_PROBLEM DETAILS_: From the listing below, pull out every line where the string "components" appears.
________________
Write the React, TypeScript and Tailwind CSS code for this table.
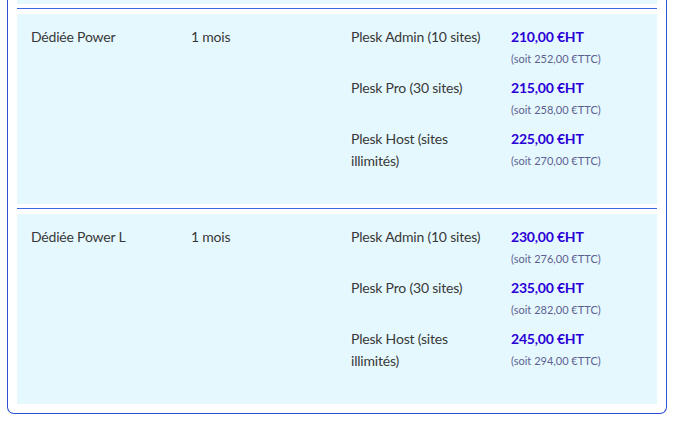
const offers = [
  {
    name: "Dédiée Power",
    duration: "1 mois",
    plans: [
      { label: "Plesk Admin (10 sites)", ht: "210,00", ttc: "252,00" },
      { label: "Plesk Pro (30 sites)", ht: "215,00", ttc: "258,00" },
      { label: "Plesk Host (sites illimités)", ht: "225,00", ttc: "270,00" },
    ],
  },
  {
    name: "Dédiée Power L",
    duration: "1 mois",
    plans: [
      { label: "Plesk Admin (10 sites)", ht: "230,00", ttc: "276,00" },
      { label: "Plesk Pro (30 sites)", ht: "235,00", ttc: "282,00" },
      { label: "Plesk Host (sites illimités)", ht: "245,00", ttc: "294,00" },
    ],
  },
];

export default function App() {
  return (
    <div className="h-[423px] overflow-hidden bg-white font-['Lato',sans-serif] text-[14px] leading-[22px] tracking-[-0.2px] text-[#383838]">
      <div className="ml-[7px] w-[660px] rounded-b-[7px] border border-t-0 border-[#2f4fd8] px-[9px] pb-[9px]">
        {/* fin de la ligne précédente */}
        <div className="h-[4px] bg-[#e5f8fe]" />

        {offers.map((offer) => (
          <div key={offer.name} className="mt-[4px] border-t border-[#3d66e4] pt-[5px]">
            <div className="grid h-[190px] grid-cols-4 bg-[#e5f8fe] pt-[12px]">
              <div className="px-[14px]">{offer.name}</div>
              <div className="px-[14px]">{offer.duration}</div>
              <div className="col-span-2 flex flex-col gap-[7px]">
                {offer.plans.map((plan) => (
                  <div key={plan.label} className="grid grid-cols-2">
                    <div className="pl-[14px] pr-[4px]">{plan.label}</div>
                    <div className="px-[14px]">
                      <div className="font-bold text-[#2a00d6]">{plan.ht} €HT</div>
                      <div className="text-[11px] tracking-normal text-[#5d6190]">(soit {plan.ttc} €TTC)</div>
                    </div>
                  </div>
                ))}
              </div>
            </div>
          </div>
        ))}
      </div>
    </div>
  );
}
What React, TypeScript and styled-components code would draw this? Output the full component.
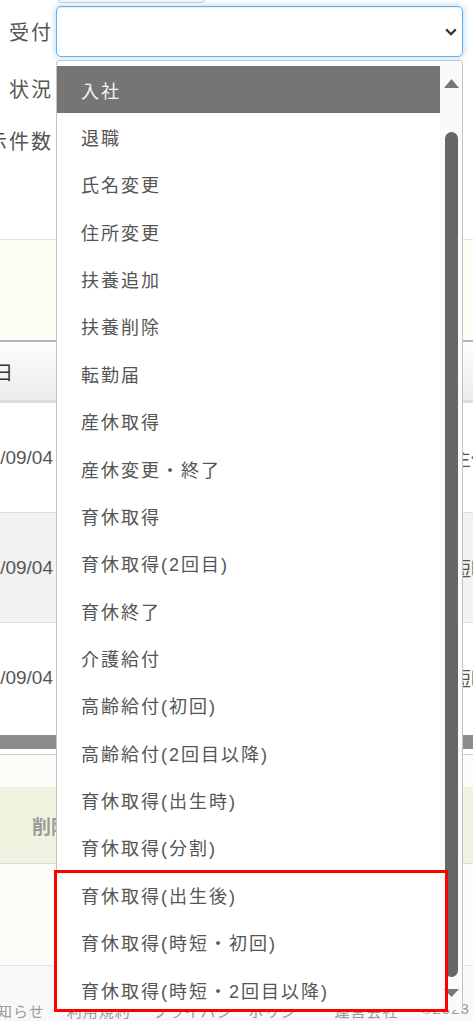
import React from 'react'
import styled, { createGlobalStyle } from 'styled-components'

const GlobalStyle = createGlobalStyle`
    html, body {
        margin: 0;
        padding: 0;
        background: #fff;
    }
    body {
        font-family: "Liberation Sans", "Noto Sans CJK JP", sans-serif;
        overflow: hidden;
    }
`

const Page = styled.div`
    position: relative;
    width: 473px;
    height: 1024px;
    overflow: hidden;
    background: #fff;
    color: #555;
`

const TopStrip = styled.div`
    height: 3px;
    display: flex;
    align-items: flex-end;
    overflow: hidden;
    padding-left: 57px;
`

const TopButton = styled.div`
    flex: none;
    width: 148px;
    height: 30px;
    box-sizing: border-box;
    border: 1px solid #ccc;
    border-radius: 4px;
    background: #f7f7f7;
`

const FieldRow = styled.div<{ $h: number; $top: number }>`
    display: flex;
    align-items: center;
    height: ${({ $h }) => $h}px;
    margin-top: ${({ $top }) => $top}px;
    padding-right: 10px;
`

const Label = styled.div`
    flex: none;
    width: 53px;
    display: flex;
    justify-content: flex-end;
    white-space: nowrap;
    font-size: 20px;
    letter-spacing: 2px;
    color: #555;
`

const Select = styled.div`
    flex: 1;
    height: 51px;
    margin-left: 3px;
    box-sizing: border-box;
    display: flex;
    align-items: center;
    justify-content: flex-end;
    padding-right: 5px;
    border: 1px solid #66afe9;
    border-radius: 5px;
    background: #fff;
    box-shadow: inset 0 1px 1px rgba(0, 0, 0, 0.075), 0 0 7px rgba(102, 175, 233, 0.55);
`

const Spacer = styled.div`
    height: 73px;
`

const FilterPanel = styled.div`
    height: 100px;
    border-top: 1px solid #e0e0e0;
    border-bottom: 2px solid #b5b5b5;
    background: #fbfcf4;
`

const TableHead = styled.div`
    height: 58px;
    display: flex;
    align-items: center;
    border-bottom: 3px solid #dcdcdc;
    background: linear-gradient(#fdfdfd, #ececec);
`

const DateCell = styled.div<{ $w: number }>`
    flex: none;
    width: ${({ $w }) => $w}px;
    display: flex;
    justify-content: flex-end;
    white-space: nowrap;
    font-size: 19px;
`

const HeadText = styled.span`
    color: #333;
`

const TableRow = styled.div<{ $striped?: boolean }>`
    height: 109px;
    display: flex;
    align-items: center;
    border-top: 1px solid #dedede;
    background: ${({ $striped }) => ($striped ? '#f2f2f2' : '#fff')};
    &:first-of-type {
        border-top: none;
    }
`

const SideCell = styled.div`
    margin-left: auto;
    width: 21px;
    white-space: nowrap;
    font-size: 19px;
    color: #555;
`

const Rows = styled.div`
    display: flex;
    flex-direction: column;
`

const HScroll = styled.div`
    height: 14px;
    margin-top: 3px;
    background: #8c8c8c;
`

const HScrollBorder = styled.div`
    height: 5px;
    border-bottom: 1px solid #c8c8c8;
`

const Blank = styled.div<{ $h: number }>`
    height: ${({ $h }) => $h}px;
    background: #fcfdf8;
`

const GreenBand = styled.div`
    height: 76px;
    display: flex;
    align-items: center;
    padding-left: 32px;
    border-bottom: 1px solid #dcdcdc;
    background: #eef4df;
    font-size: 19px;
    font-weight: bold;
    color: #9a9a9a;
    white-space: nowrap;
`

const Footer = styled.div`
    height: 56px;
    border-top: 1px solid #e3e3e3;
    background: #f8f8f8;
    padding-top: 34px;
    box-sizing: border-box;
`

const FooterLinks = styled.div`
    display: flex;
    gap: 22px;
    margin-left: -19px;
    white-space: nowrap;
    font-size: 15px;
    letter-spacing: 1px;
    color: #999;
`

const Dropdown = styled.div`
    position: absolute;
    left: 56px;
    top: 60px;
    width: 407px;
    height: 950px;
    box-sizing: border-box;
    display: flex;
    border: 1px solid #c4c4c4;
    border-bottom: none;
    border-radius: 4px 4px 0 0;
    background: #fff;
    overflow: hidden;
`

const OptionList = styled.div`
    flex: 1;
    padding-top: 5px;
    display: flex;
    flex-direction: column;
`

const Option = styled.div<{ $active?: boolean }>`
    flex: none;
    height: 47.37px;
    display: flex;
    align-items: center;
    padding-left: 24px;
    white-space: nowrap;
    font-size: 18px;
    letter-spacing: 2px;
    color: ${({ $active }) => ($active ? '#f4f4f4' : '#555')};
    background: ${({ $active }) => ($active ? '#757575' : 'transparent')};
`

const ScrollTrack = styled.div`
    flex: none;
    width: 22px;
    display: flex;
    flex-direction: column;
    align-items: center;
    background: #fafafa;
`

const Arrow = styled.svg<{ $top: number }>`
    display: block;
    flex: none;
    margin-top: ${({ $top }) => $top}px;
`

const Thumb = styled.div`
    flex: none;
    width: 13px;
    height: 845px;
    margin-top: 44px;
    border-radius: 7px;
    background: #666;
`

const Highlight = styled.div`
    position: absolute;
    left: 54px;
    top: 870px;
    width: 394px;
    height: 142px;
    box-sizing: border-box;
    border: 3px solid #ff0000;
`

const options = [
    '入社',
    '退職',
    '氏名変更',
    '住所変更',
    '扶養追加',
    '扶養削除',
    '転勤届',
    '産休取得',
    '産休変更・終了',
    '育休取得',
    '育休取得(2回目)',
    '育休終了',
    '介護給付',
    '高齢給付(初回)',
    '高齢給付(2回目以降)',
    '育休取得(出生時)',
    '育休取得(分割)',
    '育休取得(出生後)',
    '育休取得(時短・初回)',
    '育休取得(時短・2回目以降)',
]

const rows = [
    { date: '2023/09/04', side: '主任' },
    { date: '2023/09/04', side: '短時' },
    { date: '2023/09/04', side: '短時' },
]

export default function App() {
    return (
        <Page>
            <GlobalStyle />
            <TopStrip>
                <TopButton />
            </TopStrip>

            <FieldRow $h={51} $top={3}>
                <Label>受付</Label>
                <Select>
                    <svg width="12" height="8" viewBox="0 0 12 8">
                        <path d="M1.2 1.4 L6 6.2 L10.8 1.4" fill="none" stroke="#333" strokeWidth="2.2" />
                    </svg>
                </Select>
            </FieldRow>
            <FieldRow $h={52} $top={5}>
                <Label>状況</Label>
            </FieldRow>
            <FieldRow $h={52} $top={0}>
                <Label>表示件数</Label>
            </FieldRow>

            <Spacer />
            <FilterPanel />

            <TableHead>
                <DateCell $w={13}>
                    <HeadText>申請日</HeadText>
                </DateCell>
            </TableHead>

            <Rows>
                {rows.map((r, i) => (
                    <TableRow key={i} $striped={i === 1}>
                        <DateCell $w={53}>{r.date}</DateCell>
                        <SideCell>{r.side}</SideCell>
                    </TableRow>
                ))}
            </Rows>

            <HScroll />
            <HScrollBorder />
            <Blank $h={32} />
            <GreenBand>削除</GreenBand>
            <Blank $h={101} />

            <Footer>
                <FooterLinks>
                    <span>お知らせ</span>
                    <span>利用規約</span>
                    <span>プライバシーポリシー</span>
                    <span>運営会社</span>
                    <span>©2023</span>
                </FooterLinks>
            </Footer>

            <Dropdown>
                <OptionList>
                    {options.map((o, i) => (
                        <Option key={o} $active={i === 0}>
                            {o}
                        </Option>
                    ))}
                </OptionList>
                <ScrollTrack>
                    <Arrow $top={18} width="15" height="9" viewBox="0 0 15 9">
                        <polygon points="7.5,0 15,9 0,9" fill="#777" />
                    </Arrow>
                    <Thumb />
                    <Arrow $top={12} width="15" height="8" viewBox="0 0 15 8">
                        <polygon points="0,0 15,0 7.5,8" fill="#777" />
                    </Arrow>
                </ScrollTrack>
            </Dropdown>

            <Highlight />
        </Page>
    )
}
________________
_WRITTEN SOLUTION_:
What React, TypeScript and styled-components code would draw this? Output the full component.
import styled, { createGlobalStyle } from 'styled-components'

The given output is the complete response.